El intercambio entre lo real y lo imaginario que se opera en el modo estético de La Mampara, es (degradado o sublimado) el mismo intercambio que se da entre el "ser-ahí" heideggeriano y la autorreflexión especular a través de la cual esta obra se deconstruye en virtud de su propia existencia, su separación de la realidad empírica, su divergencia como signo, del significado, cuya existencia depende de la actividad sígnica constitutiva.

La pregunta, es en efecto, fundamental, e irónico el cuestionamiento, puesto que termina por llevar la crítica, conforme a su objeto, a su verdadero estado de crisis. Lo que se interroga, pues, no es el aspecto contextual o referencial del texto, los aspectos históricos que podrían o no justificarla, sino algo paradójicamente más revelador: su construcción.

A lo largo de la historia, la poesía ha derivado fuera de ese hecho. La literatura ha derivado fuera de la mitología; desde hace algunos siglos, la música, la arquitectura y la pintura se han ido desgajando a grandes bloques como lo ha asumido Cayo Claudio Espinal; la finalidad ritual o de culto de las obras se ha ido atrofiando o ha desaparecido progresivamente para dejar paso a un goce propiamente estético. A veces, incluso, los significados imaginarios desaparecen.

Todo un sector de los intercambios entre el mundo real y el imaginario se efectúa en el mundo moderno sobre moldes estéticos: a través de las artes, los espectáculos, el teatro, las novelas y las llamadas obras de imaginación. El debate de Cayo Claudio Espinal con su cultura no termina, ni podrá terminar nunca del todo: las propias búsquedas de su poesía se lo imponen. El exceso aventurado de una escritura que ya no es dirigida por un saber ni se abandona a la improvisación.
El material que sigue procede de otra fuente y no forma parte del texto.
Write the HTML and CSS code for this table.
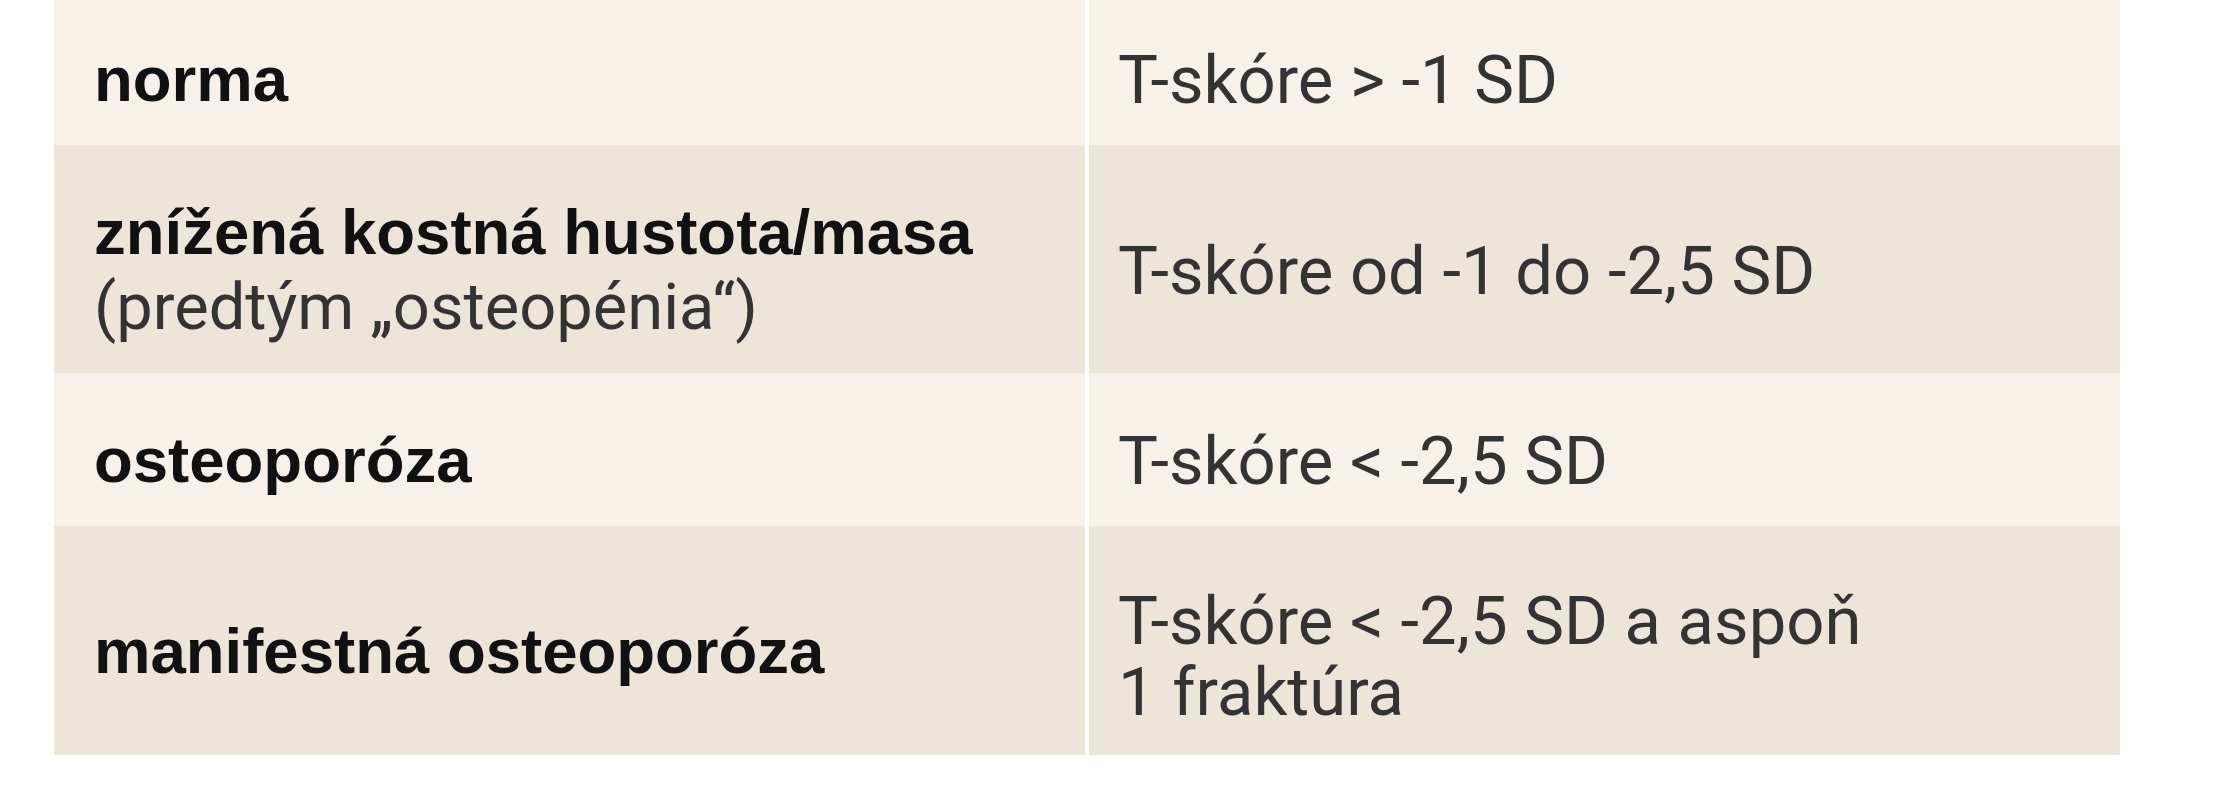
FILE: index.html
```html
<!DOCTYPE html>
<html lang="sk">
<head>
<meta charset="utf-8">
<title>Osteoporóza – T-skóre</title>
<link rel="stylesheet" href="styles.css">
</head>
<body>
<div class="table">
  <div class="cell light term"><div><strong>norma</strong></div></div>
  <div class="cell light value"><div>T-skóre &gt; -1 SD</div></div>

  <div class="cell dark term"><div><strong>znížená kostná hustota/masa</strong><br>(predtým „osteopénia“)</div></div>
  <div class="cell dark value"><div>T-skóre od -1 do -2,5 SD</div></div>

  <div class="cell light term"><div><strong>osteoporóza</strong></div></div>
  <div class="cell light value"><div>T-skóre &lt; -2,5 SD</div></div>

  <div class="cell dark term"><div><strong>manifestná osteoporóza</strong></div></div>
  <div class="cell dark value multi"><div>T-skóre &lt; -2,5 SD a aspoň<br>1 fraktúra</div></div>
</div>
</body>
</html>
```

FILE: styles.css
```css
html, body {
  margin: 0;
  padding: 0;
  background: #ffffff;
}

body {
  font-family: Roboto, "Liberation Sans", sans-serif;
  font-size: 65px;
  line-height: 75px;
  color: #333333;
}

.table {
  margin: -8px 0 0 54px;
  width: 2066px;
  display: grid;
  grid-template-columns: 1fr 1fr;
  column-gap: 4px;
}

.cell {
  padding: 50px 40px 28px 40px;
  display: flex;
  flex-direction: column;
  justify-content: center;
}

.cell.value {
  padding: 51px 40px 27px 29px;
  font-size: 67px;
  line-height: 71px;
}

.cell.value.multi {
  padding-top: 60px;
  padding-bottom: 27px;
}

.light {
  background: #f8f1e9;
}

.dark {
  background: #ede5d7;
}

.term strong {
  font-family: "Liberation Sans", Arial, sans-serif;
  font-size: 63.5px;
  font-weight: 700;
  color: #111111;
}
```
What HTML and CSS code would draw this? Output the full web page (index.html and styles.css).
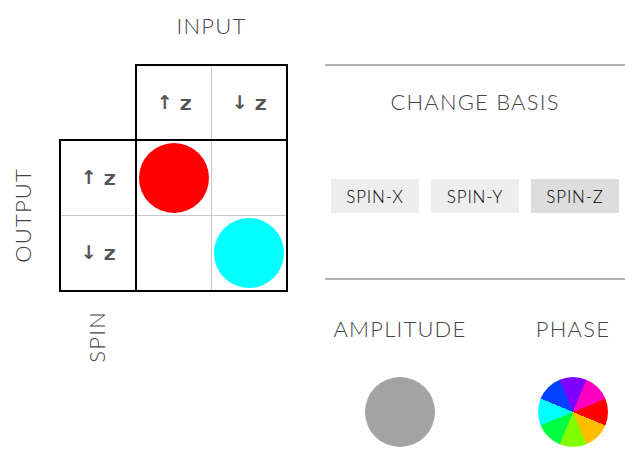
FILE: index.html
```html
<!DOCTYPE html>
<html>
<head>
<meta charset="utf-8">
<link rel="stylesheet" href="styles.css">
</head>
<body>
<div class="app">
  <div class="matrix">
    <div class="label input-label">INPUT</div>
    <div class="box header-box">
      <div class="cell"><span class="arrow">↑</span><span class="z">z</span></div>
      <div class="cell sep-left"><span class="arrow">↓</span><span class="z">z</span></div>
    </div>
    <div class="label output-label">OUTPUT</div>
    <div class="box left-box">
      <div class="cell"><span class="arrow">↑</span><span class="z">z</span></div>
      <div class="cell sep-top"><span class="arrow">↓</span><span class="z">z</span></div>
    </div>
    <div class="box main-box">
      <div class="cell"><span class="dot red"></span></div>
      <div class="cell sep-left"></div>
      <div class="cell sep-top"></div>
      <div class="cell sep-left sep-top"><span class="dot cyan"></span></div>
    </div>
    <div class="label spin-label">SPIN</div>
  </div>

  <div class="panel">
    <div class="divider"></div>
    <div class="title">CHANGE BASIS</div>
    <div class="buttons">
      <button class="btn">SPIN-X</button>
      <button class="btn">SPIN-Y</button>
      <button class="btn active">SPIN-Z</button>
    </div>
    <div class="divider"></div>
    <div class="legend">
      <div class="legend-item">
        <div class="title">AMPLITUDE</div>
        <span class="dot gray"></span>
      </div>
      <div class="legend-item">
        <div class="title">PHASE</div>
        <span class="dot wheel"></span>
      </div>
    </div>
  </div>
</div>
</body>
</html>
```

FILE: styles.css
```css
html, body {
  margin: 0;
  padding: 0;
  background: #fff;
}

.app {
  display: flex;
  align-items: flex-start;
  width: 643px;
  height: 470px;
}

.label, .title {
  font-family: "Lato", "Open Sans", sans-serif;
  font-weight: 300;
  font-size: 22px;
  letter-spacing: 1.2px;
  color: #444;
  line-height: 24px;
}

.matrix {
  display: grid;
  grid-template-columns: 59px 76px 153px;
  grid-template-rows: 64px 75px 153px auto;
  width: 300px;
}

.input-label {
  grid-column: 3;
  grid-row: 1;
  justify-self: center;
  align-self: start;
  margin-top: 14px;
}

.box {
  box-sizing: border-box;
  border: 2px solid #000;
  display: grid;
  background: #fff;
}

.header-box {
  grid-column: 3;
  grid-row: 2;
  height: 77px;
  width: 153px;
  grid-template-columns: 74px 75px;
}

.left-box {
  grid-column: 2;
  grid-row: 3;
  width: 78px;
  height: 153px;
  grid-template-rows: 74px 75px;
}

.main-box {
  grid-column: 3;
  grid-row: 3;
  width: 153px;
  height: 153px;
  grid-template-columns: 74px 75px;
  grid-template-rows: 74px 75px;
}

.cell {
  display: flex;
  align-items: center;
  justify-content: center;
  gap: 7px;
  color: #555;
}

.arrow {
  font-family: "DejaVu Sans", sans-serif;
  font-weight: bold;
  font-size: 19px;
  line-height: 20px;
  transform: translateY(-1px);
}

.z {
  display: inline-block;
  font-family: "DejaVu Sans Mono", monospace;
  font-weight: bold;
  font-size: 19px;
  line-height: 20px;
  transform: scaleX(1.2);
}

.sep-left {
  border-left: 1px solid #c8c8c8;
}

.sep-top {
  border-top: 1px solid #c8c8c8;
}

.output-label {
  grid-column: 1;
  grid-row: 3;
  writing-mode: vertical-rl;
  transform: rotate(180deg);
  justify-self: start;
  align-self: center;
  margin-left: 11px;
}

.spin-label {
  grid-column: 2;
  grid-row: 4;
  writing-mode: vertical-rl;
  transform: rotate(180deg);
  justify-self: center;
  margin-top: 19px;
}

.dot {
  display: block;
  width: 70px;
  height: 70px;
  border-radius: 50%;
}

.red { background: #ff0000; }
.cyan { background: #00ffff; }
.gray { background: #a3a3a3; }

.wheel {
  background: conic-gradient(from 22.5deg,
    #ff00c0 0deg 45deg,
    #ff0000 45deg 90deg,
    #ffbf00 90deg 135deg,
    #80ff00 135deg 180deg,
    #00ff40 180deg 225deg,
    #00ffff 225deg 270deg,
    #0040ff 270deg 315deg,
    #8000ff 315deg 360deg);
}

.panel {
  margin-left: 25px;
  margin-top: 64px;
  width: 300px;
  display: flex;
  flex-direction: column;
}

.divider {
  height: 2px;
  background: #b3b3b3;
}

.panel > .title {
  text-align: center;
  margin-top: 24px;
}

.buttons {
  display: flex;
  justify-content: center;
  gap: 12px;
  margin-top: 65px;
  margin-bottom: 65px;
}

.btn {
  width: 88px;
  height: 34px;
  border: none;
  background: #eeeeee;
  font-family: "Lato", "Open Sans", sans-serif;
  font-weight: 300;
  font-size: 17px;
  letter-spacing: 0.8px;
  color: #000;
  padding: 0;
}

.btn.active {
  background: #dddddd;
}

.legend {
  display: grid;
  grid-template-columns: 150px 104px;
  column-gap: 46px;
  margin-top: 37px;
}

.legend-item {
  display: flex;
  flex-direction: column;
  align-items: center;
  gap: 36px;
}
```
El azar o la tirada de dados que abren este texto no contradicen la necesidad rigurosa de su disposición formal y de la regla, del programa, de su resto y de su exceso.

Ese juego no se llamará aún, como dice Jacque Derrida (I978), literatura o libro. Este texto exhibe, la cara negativa y atea (fase insuficiente, pero indispensable del vuelco), la cláusula final del mismo proyecto que se apoya ahora en la encuadernación del libro cerrado como cumplimiento soñado y conflagración cumplida.